* Objective: Repeat every line exactly, keeping the pictures out of the copy.
☆ ☆ ☆
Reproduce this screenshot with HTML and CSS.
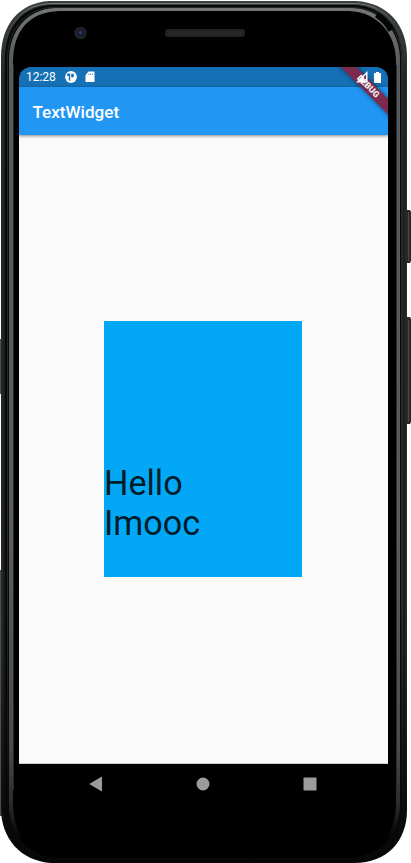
FILE: index.html
```
<!DOCTYPE html>
<html lang="en">
<head>
<meta charset="utf-8">
<title>TextWidget</title>
<link rel="stylesheet" href="styles.css">
</head>
<body>
<div class="device">
  <svg class="shell" width="411" height="863" viewBox="0 0 411 863" aria-hidden="true">
    <defs>
      <linearGradient id="rim" x1="0" y1="0" x2="0" y2="1">
        <stop offset="0" stop-color="#747776"/>
        <stop offset=".07" stop-color="#58595a"/>
        <stop offset=".62" stop-color="#5c5d5d"/>
        <stop offset=".87" stop-color="#4a4b4d"/>
        <stop offset=".94" stop-color="#28292b"/>
        <stop offset=".98" stop-color="#000"/>
      </linearGradient>
      <linearGradient id="edge" x1="0" y1="0" x2="0" y2="1">
        <stop offset="0" stop-color="#3b403e"/>
        <stop offset=".1" stop-color="#252928"/>
        <stop offset=".75" stop-color="#252828"/>
        <stop offset=".9" stop-color="#111213"/>
        <stop offset="1" stop-color="#050506"/>
      </linearGradient>
      <linearGradient id="shine" x1="0" y1="0" x2="0" y2="1">
        <stop offset="0" stop-color="#777b7a"/>
        <stop offset=".025" stop-color="#444748"/>
        <stop offset=".08" stop-color="#1b1e1e"/>
        <stop offset="1" stop-color="#080809"/>
      </linearGradient>
      <linearGradient id="groove" gradientUnits="userSpaceOnUse" x1="0" y1="0" x2="0" y2="863">
        <stop offset="0" stop-color="#252828"/>
        <stop offset=".7" stop-color="#252828"/>
        <stop offset=".92" stop-color="#080a0a"/>
      </linearGradient>
    </defs>
    <path fill="#4b4e4d" d="M0 339h2v55H0zM0 570h2v246H0z"/>
    <path fill="#28292a" d="M406 210h4l1 2v49l-1 2h-4zM406 317h4l1 2v103l-1 2h-4z"/>
    <path fill="#494a4b" d="M408 212h1v49h-1zM408 320h1v102h-1z"/>
    <path fill="url(#edge)" d="M49 1H356C388 3 407 25 407 57V810C407 841 387 863 354 863H51C21 861 1 839 1 808V57C1 25 19 3 49 1Z"/>
    <path fill="none" stroke="url(#shine)" d="M50 3.500H356C385 5 404 27 404 58V808C404 838 384 860 354 860H52C24 859 4 838 4 807V58C4 27 20 5 50 3.500Z"/>
    <path fill="#080a0a" d="M51 5H355C384 7 402 28 402 59V806C402 838 382 859 352 859H53C25 858 5 837 5 806V58C5 28 22 6 51 5Z"/>
    <path fill="none" stroke="url(#groove)" d="M52 7.500H354C382 9 401.500 30 401.500 59V800M7.500 802V59C7.500 31 24 9 52 7.500"/>
    <path fill="url(#rim)" d="M55 8H352C381 9 400 31 400 60V804C400 836 381 857 350 857H55C28 856 9 835 9 804V60C9 31 27 9 55 8Z"/>
    <path fill="#000" d="M59 11H349C377 12 396 33 396 62V803C396 835 376 858 348 858H57C29 858 13 834 13 802V62C13 31 29 12 59 11Z"/>
    <path fill="none" stroke="#050505" stroke-width="5.500" d="M376.500 15Q386 21 391 30.500"/>
    <path fill="none" stroke="#28292a" d="M13.500 65V790M396.500 65V790"/>
    <rect x="165" y="29" width="80" height="8" rx="3" fill="#202121"/>
    <rect x="168" y="31" width="74" height="4" fill="#282929"/>
    <circle cx="80.500" cy="33" r="6.300" fill="#202122"/>
    <circle cx="80.500" cy="33" r="3.800" fill="#151d34"/>
    <circle cx="80.500" cy="32.500" r="1.500" fill="#304276"/>
  </svg>
  <main class="screen">
    <header class="status">
      <span class="clock">12:28</span>
      <svg class="notice" width="12" height="12" viewBox="0 0 12 12"><circle cx="6" cy="6" r="5.900" fill="#fff"/><path fill="#1570b6" d="M2.200 2.500h3v7.300Q4.300 9.800 3.800 9.200V5H2.200zM6.200 2.800h2.600v3.400H6.200z"/></svg>
      <svg class="card" width="10" height="12" viewBox="0 0 10 12"><path fill="#fff" fill-rule="evenodd" d="M3.500.5H9q.5 0 .5.500v9.500q0 .5-.5.500H1q-.5 0-.5-.5V4zM3.500 2.500h.7v1.500h-.7zM5.300 2.500h.7v1.500h-.7zM7.100 2.500h.7v1.500h-.7z"/></svg>
      <svg class="battery" width="7" height="11" viewBox="0 0 7 11"><path fill="#fff" d="M2 0h3v1h1.500q.5 0 .5.500v9q0 .5-.5.500h-6q-.5 0-.5-.5v-9Q0 1 .5 1H2z"/></svg>
    </header>
    <div class="appbar"><h1>TextWidget</h1></div>
    <div class="content"><div class="box"><p>Hello<br>Imooc</p></div></div>
    <nav class="navigation">
      <svg width="14" height="16" viewBox="0 0 14 16"><path fill="#9b9b9b" d="M12 1q1-.5 1 .5v13q0 1-1 .5L1 8.500Q.3 8 1 7.500z"/></svg>
      <svg width="14" height="14" viewBox="0 0 14 14"><circle cx="7" cy="7" r="6.500" fill="#9b9b9b"/></svg>
      <svg width="14" height="14" viewBox="0 0 14 14"><rect x=".5" y=".5" width="13" height="13" rx=".7" fill="#9b9b9b"/></svg>
    </nav>
    <div class="banner"><span>DEBUG</span></div>
    <svg class="signal" width="12" height="12" viewBox="0 0 12 12"><path fill="#fff" fill-rule="evenodd" d="M11.500 0v11.500H0zM8 5.500v4.500h2V3.500z"/></svg>
  </main>
</div>
</body>
</html>
```
FILE: styles.css
```
* { box-sizing: border-box; }
body { margin: 0; background: #fff; font-family: Roboto, sans-serif; }
.device { position: relative; width: 411px; height: 863px; padding: 67px 23px 58px 19px; overflow: hidden; }
.shell { position: absolute; inset: 0; }
.screen { position: relative; width: 369px; height: 738px; display: flex; flex-direction: column; background: #000; border-radius: 12px; overflow: hidden; }
.status { height: 20px; flex: none; display: flex; align-items: center; padding: 0 7px; background: #1570b6; color: #fff; }
.clock { width: 39px; font-size: 12px; line-height: 20px; letter-spacing: -.05px; }
.card { margin-left: 8px; }
.battery { margin-left: auto; }
.appbar { height: 48px; flex: none; display: flex; align-items: center; padding: 1px 13.500px 0; background: #2196f3; box-shadow: 0 1px 3px #0007; position: relative; }
h1 { margin: 0; color: #fff; font-size: 17.100px; line-height: 24px; font-weight: 500; }
.content { flex: 1; display: flex; align-items: center; justify-content: center; padding-bottom: 1px; background: #fafafa; border-bottom: 1px solid #ccc; }
.box { width: 198px; height: 256px; margin-right: 1px; display: flex; align-items: flex-end; padding-bottom: 34px; background: #02a8f6; }
.box p { margin: 0; color: #001b28; font-size: 34.200px; line-height: 40px; }
.navigation { height: 41px; flex: none; display: flex; align-items: center; justify-content: space-between; padding: 0 71px 1px 70px; background: #000; }
.banner { position: absolute; left: 299px; top: 13.500px; width: 100px; height: 11px; display: flex; justify-content: center; align-items: center; background: #7c2b4e; color: #eee; transform: rotate(45deg); box-shadow: 0 0 5px #0008; font-size: 8.700px; font-weight: 900; line-height: 11px; }
.signal { position: absolute; left: 337px; top: 4px; }
```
☆ ☆ ☆
* Exercise output:
Reproduce this screenshot with HTML and CSS.
FILE: index.html
```
<!DOCTYPE html>
<html lang="en">
<head>
<meta charset="utf-8">
<title>TextWidget</title>
<link rel="stylesheet" href="styles.css">
</head>
<body>
<div class="device">
  <svg class="shell" width="411" height="863" viewBox="0 0 411 863" aria-hidden="true">
    <defs>
      <linearGradient id="rim" x1="0" y1="0" x2="0" y2="1">
        <stop offset="0" stop-color="#747776"/>
        <stop offset=".07" stop-color="#58595a"/>
        <stop offset=".62" stop-color="#5c5d5d"/>
        <stop offset=".87" stop-color="#4a4b4d"/>
        <stop offset=".94" stop-color="#28292b"/>
        <stop offset=".98" stop-color="#000"/>
      </linearGradient>
      <linearGradient id="edge" x1="0" y1="0" x2="0" y2="1">
        <stop offset="0" stop-color="#3b403e"/>
        <stop offset=".1" stop-color="#252928"/>
        <stop offset=".75" stop-color="#252828"/>
        <stop offset=".9" stop-color="#111213"/>
        <stop offset="1" stop-color="#050506"/>
      </linearGradient>
      <linearGradient id="shine" x1="0" y1="0" x2="0" y2="1">
        <stop offset="0" stop-color="#777b7a"/>
        <stop offset=".025" stop-color="#444748"/>
        <stop offset=".08" stop-color="#1b1e1e"/>
        <stop offset="1" stop-color="#080809"/>
      </linearGradient>
      <linearGradient id="groove" gradientUnits="userSpaceOnUse" x1="0" y1="0" x2="0" y2="863">
        <stop offset="0" stop-color="#252828"/>
        <stop offset=".7" stop-color="#252828"/>
        <stop offset=".92" stop-color="#080a0a"/>
      </linearGradient>
    </defs>
    <path fill="#4b4e4d" d="M0 339h2v55H0zM0 570h2v246H0z"/>
    <path fill="#28292a" d="M406 210h4l1 2v49l-1 2h-4zM406 317h4l1 2v103l-1 2h-4z"/>
    <path fill="#494a4b" d="M408 212h1v49h-1zM408 320h1v102h-1z"/>
    <path fill="url(#edge)" d="M49 1H356C388 3 407 25 407 57V810C407 841 387 863 354 863H51C21 861 1 839 1 808V57C1 25 19 3 49 1Z"/>
    <path fill="none" stroke="url(#shine)" d="M50 3.500H356C385 5 404 27 404 58V808C404 838 384 860 354 860H52C24 859 4 838 4 807V58C4 27 20 5 50 3.500Z"/>
    <path fill="#080a0a" d="M51 5H355C384 7 402 28 402 59V806C402 838 382 859 352 859H53C25 858 5 837 5 806V58C5 28 22 6 51 5Z"/>
    <path fill="none" stroke="url(#groove)" d="M52 7.500H354C382 9 401.500 30 401.500 59V800M7.500 802V59C7.500 31 24 9 52 7.500"/>
    <path fill="url(#rim)" d="M55 8H352C381 9 400 31 400 60V804C400 836 381 857 350 857H55C28 856 9 835 9 804V60C9 31 27 9 55 8Z"/>
    <path fill="#000" d="M59 11H349C377 12 396 33 396 62V803C396 835 376 858 348 858H57C29 858 13 834 13 802V62C13 31 29 12 59 11Z"/>
    <path fill="none" stroke="#050505" stroke-width="5.500" d="M376.500 15Q386 21 391 30.500"/>
    <path fill="none" stroke="#28292a" d="M13.500 65V790M396.500 65V790"/>
    <rect x="165" y="29" width="80" height="8" rx="3" fill="#202121"/>
    <rect x="168" y="31" width="74" height="4" fill="#282929"/>
    <circle cx="80.500" cy="33" r="6.300" fill="#202122"/>
    <circle cx="80.500" cy="33" r="3.800" fill="#151d34"/>
    <circle cx="80.500" cy="32.500" r="1.500" fill="#304276"/>
  </svg>
  <main class="screen">
    <header class="status">
      <span class="clock">12:28</span>
      <svg class="notice" width="12" height="12" viewBox="0 0 12 12"><circle cx="6" cy="6" r="5.900" fill="#fff"/><path fill="#1570b6" d="M2.200 2.500h3v7.300Q4.300 9.800 3.800 9.200V5H2.200zM6.200 2.800h2.600v3.400H6.200z"/></svg>
      <svg class="card" width="10" height="12" viewBox="0 0 10 12"><path fill="#fff" fill-rule="evenodd" d="M3.500.5H9q.5 0 .5.500v9.500q0 .5-.5.500H1q-.5 0-.5-.5V4zM3.500 2.500h.7v1.500h-.7zM5.300 2.500h.7v1.500h-.7zM7.100 2.500h.7v1.500h-.7z"/></svg>
      <svg class="battery" width="7" height="11" viewBox="0 0 7 11"><path fill="#fff" d="M2 0h3v1h1.500q.5 0 .5.500v9q0 .5-.5.500h-6q-.5 0-.5-.5v-9Q0 1 .5 1H2z"/></svg>
    </header>
    <div class="appbar"><h1>TextWidget</h1></div>
    <div class="content"><div class="box"><p>Hello<br>Imooc</p></div></div>
    <nav class="navigation">
      <svg width="14" height="16" viewBox="0 0 14 16"><path fill="#9b9b9b" d="M12 1q1-.5 1 .5v13q0 1-1 .5L1 8.500Q.3 8 1 7.500z"/></svg>
      <svg width="14" height="14" viewBox="0 0 14 14"><circle cx="7" cy="7" r="6.500" fill="#9b9b9b"/></svg>
      <svg width="14" height="14" viewBox="0 0 14 14"><rect x=".5" y=".5" width="13" height="13" rx=".7" fill="#9b9b9b"/></svg>
    </nav>
    <div class="banner"><span>DEBUG</span></div>
    <svg class="signal" width="12" height="12" viewBox="0 0 12 12"><path fill="#fff" fill-rule="evenodd" d="M11.500 0v11.500H0zM8 5.500v4.500h2V3.500z"/></svg>
  </main>
</div>
</body>
</html>
```
FILE: styles.css
```
* { box-sizing: border-box; }
body { margin: 0; background: #fff; font-family: Roboto, sans-serif; }
.device { position: relative; width: 411px; height: 863px; padding: 67px 23px 58px 19px; overflow: hidden; }
.shell { position: absolute; inset: 0; }
.screen { position: relative; width: 369px; height: 738px; display: flex; flex-direction: column; background: #000; border-radius: 12px; overflow: hidden; }
.status { height: 20px; flex: none; display: flex; align-items: center; padding: 0 7px; background: #1570b6; color: #fff; }
.clock { width: 39px; font-size: 12px; line-height: 20px; letter-spacing: -.05px; }
.card { margin-left: 8px; }
.battery { margin-left: auto; }
.appbar { height: 48px; flex: none; display: flex; align-items: center; padding: 1px 13.500px 0; background: #2196f3; box-shadow: 0 1px 3px #0007; position: relative; }
h1 { margin: 0; color: #fff; font-size: 17.100px; line-height: 24px; font-weight: 500; }
.content { flex: 1; display: flex; align-items: center; justify-content: center; padding-bottom: 1px; background: #fafafa; border-bottom: 1px solid #ccc; }
.box { width: 198px; height: 256px; margin-right: 1px; display: flex; align-items: flex-end; padding-bottom: 34px; background: #02a8f6; }
.box p { margin: 0; color: #001b28; font-size: 34.200px; line-height: 40px; }
.navigation { height: 41px; flex: none; display: flex; align-items: center; justify-content: space-between; padding: 0 71px 1px 70px; background: #000; }
.banner { position: absolute; left: 299px; top: 13.500px; width: 100px; height: 11px; display: flex; justify-content: center; align-items: center; background: #7c2b4e; color: #eee; transform: rotate(45deg); box-shadow: 0 0 5px #0008; font-size: 8.700px; font-weight: 900; line-height: 11px; }
.signal { position: absolute; left: 337px; top: 4px; }
```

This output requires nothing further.